**Given data**
=-=-=

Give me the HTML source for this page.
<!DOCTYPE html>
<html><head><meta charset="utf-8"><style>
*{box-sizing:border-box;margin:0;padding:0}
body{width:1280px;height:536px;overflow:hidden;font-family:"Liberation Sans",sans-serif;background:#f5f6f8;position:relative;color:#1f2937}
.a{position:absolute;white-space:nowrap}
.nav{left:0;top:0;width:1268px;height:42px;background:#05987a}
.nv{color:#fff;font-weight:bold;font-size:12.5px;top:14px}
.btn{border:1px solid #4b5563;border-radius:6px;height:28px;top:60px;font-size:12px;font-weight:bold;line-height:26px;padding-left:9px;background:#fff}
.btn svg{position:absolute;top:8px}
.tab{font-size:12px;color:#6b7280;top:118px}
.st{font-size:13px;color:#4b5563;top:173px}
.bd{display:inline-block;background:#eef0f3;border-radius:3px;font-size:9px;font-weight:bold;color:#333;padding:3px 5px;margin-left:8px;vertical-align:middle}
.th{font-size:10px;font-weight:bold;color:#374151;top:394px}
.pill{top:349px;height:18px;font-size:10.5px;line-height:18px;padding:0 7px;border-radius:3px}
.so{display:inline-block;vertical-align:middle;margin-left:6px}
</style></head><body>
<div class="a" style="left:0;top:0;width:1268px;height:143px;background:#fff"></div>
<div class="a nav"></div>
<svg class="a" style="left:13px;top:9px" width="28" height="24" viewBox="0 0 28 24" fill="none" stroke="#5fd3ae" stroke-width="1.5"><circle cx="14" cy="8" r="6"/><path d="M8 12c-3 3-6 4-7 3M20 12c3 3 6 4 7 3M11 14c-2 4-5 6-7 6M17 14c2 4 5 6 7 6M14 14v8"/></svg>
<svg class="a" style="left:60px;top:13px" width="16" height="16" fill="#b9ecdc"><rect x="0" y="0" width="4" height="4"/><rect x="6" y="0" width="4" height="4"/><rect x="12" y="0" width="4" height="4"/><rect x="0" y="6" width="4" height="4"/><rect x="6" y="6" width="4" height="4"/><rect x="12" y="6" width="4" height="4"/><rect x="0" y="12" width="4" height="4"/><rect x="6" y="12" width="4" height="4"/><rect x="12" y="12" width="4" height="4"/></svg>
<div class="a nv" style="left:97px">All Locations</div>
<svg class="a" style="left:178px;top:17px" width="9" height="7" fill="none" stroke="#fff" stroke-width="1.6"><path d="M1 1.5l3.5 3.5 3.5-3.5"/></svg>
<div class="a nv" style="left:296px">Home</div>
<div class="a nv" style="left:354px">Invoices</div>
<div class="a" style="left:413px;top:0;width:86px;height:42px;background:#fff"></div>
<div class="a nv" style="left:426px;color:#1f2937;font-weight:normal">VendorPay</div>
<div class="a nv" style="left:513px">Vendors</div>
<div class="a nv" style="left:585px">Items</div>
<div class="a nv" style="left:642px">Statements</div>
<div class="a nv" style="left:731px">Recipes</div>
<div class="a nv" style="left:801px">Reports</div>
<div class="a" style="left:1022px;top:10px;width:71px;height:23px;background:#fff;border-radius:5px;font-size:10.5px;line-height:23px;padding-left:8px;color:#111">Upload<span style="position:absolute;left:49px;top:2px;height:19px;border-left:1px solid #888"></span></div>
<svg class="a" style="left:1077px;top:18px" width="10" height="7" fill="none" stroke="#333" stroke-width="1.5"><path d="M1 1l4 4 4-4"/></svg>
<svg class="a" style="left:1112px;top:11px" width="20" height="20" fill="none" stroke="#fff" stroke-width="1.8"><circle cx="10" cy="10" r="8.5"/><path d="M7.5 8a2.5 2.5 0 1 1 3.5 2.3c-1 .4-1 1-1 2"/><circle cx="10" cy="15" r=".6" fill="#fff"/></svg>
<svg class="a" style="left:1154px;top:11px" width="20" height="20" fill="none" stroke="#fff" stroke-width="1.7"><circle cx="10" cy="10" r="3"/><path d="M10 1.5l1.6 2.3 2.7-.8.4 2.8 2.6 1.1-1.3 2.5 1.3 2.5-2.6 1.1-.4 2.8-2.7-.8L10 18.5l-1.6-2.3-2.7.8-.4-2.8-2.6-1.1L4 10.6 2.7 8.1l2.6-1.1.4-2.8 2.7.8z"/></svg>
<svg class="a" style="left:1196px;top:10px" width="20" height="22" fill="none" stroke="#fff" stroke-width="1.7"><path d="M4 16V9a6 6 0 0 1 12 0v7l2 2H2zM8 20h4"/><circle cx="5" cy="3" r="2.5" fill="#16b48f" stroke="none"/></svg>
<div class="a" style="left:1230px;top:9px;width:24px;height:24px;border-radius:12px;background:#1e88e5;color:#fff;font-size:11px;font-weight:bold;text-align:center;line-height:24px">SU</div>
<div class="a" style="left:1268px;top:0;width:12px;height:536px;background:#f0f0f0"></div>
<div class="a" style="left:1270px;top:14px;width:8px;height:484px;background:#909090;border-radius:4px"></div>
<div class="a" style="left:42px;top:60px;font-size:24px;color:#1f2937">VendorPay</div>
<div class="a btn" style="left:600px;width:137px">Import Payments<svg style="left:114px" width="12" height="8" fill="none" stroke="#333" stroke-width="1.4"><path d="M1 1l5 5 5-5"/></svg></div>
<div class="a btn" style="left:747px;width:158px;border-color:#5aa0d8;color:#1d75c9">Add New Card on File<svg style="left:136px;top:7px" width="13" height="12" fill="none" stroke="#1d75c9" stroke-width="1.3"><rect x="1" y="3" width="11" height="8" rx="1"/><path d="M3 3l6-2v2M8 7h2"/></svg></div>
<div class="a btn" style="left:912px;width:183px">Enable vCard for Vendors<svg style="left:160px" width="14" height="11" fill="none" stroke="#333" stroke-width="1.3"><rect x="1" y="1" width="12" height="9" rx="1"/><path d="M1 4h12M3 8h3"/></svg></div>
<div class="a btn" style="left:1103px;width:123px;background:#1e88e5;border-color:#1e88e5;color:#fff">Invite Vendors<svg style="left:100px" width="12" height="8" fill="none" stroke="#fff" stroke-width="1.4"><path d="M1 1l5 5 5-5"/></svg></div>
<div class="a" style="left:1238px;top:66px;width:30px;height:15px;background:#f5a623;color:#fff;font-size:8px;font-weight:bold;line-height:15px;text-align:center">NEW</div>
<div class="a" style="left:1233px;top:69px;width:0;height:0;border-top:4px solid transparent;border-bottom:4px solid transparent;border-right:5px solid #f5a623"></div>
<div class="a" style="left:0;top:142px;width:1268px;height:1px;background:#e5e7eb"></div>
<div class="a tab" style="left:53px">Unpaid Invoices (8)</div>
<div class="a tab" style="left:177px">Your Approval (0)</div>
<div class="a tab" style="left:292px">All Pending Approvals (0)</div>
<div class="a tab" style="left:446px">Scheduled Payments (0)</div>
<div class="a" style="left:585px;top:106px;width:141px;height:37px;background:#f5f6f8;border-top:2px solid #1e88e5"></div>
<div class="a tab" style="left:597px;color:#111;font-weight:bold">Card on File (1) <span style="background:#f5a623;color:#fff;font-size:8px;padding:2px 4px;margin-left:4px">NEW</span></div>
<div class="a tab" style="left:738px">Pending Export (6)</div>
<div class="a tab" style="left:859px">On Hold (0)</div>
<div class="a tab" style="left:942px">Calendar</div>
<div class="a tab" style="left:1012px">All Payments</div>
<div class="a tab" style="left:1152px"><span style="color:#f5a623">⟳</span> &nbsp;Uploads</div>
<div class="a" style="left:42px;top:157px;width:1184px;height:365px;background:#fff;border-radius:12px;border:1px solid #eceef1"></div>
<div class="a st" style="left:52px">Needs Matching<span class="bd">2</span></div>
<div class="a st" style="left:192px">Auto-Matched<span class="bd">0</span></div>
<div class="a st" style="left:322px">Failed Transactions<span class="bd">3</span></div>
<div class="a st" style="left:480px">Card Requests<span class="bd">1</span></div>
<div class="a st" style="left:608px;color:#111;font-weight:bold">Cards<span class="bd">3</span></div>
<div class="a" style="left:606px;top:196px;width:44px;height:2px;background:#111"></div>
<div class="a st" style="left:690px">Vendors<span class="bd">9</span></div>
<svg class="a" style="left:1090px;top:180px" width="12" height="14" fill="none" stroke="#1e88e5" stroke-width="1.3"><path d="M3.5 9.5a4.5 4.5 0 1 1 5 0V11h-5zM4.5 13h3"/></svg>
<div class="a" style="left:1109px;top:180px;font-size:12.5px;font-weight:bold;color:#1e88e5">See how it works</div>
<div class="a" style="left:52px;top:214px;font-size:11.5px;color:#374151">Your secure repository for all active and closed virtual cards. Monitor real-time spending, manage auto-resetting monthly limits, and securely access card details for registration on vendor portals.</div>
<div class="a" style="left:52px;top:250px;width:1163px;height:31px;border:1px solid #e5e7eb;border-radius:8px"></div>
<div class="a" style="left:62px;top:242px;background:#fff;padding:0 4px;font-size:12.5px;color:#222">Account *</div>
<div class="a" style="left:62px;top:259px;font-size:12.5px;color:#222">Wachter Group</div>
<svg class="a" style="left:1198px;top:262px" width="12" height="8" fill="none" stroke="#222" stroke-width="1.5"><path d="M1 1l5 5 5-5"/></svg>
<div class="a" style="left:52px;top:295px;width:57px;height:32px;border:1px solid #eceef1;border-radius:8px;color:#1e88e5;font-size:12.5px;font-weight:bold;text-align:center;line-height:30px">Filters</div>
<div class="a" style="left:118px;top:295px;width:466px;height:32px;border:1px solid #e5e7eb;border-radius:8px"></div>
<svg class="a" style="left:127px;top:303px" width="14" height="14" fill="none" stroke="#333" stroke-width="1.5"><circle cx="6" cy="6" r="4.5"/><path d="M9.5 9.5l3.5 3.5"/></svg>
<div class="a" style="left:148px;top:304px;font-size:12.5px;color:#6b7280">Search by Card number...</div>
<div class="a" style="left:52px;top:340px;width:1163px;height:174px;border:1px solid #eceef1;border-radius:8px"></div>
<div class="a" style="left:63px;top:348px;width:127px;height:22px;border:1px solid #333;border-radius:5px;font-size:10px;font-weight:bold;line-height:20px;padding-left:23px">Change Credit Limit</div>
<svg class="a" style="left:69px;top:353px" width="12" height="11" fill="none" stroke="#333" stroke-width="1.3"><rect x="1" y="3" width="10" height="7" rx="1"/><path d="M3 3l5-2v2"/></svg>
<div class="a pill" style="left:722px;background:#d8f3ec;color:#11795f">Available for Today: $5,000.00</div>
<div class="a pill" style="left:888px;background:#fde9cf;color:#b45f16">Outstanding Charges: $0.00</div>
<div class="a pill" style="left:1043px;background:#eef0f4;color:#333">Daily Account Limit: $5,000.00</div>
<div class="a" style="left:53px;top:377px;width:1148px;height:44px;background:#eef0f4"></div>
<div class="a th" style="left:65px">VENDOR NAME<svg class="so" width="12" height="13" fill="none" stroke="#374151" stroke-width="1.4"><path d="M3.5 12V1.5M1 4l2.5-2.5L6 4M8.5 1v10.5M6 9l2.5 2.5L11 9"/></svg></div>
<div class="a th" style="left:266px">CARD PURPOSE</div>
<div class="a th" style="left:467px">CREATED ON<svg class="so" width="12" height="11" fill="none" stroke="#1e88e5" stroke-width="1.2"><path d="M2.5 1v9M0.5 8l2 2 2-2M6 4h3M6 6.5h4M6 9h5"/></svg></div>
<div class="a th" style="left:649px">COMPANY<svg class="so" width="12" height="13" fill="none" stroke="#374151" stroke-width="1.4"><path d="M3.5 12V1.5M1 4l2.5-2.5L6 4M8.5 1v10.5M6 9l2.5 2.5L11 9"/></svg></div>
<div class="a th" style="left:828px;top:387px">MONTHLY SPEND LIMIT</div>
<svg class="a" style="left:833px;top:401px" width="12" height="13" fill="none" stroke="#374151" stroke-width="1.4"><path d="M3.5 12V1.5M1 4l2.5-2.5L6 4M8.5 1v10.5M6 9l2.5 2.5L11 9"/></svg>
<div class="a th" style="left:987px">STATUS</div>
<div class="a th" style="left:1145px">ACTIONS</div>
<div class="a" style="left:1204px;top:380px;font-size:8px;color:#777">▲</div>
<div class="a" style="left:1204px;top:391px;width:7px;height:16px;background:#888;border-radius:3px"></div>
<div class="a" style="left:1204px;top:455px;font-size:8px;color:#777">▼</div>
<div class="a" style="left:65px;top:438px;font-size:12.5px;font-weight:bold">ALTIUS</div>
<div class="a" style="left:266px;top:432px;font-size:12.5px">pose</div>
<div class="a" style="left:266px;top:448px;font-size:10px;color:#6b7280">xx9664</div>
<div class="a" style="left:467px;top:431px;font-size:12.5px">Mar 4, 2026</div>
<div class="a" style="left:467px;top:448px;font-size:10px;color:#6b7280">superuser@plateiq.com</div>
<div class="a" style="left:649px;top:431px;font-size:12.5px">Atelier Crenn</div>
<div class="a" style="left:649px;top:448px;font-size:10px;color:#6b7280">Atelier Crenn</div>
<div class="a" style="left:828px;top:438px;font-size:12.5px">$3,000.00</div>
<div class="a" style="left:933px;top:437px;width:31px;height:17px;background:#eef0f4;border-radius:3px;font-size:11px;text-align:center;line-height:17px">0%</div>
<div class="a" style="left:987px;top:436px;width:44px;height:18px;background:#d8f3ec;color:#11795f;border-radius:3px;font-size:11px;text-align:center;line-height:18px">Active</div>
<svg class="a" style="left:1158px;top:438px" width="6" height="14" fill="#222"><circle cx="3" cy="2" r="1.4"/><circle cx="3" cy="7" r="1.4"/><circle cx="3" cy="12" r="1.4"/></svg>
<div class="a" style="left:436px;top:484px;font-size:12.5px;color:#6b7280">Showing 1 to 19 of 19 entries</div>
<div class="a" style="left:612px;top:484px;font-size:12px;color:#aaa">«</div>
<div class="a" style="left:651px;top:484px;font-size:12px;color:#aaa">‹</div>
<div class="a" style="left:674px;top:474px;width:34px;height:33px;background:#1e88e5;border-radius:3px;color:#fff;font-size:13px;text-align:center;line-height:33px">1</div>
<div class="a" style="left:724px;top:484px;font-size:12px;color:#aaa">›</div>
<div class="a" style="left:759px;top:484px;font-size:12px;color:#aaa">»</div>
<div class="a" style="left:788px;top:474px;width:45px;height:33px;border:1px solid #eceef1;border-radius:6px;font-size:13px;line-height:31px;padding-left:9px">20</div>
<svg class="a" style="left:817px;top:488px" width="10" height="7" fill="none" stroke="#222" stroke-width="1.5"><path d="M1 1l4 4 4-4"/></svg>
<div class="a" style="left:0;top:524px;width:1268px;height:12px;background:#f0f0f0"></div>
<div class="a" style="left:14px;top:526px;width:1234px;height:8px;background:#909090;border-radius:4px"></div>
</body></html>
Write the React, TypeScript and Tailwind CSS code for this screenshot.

=-=-=

**Written request**
Copy out every line from the records that has the word "this".

**Finished task**
Give me the HTML source for this page.
Write the React, TypeScript and Tailwind CSS code for this screenshot.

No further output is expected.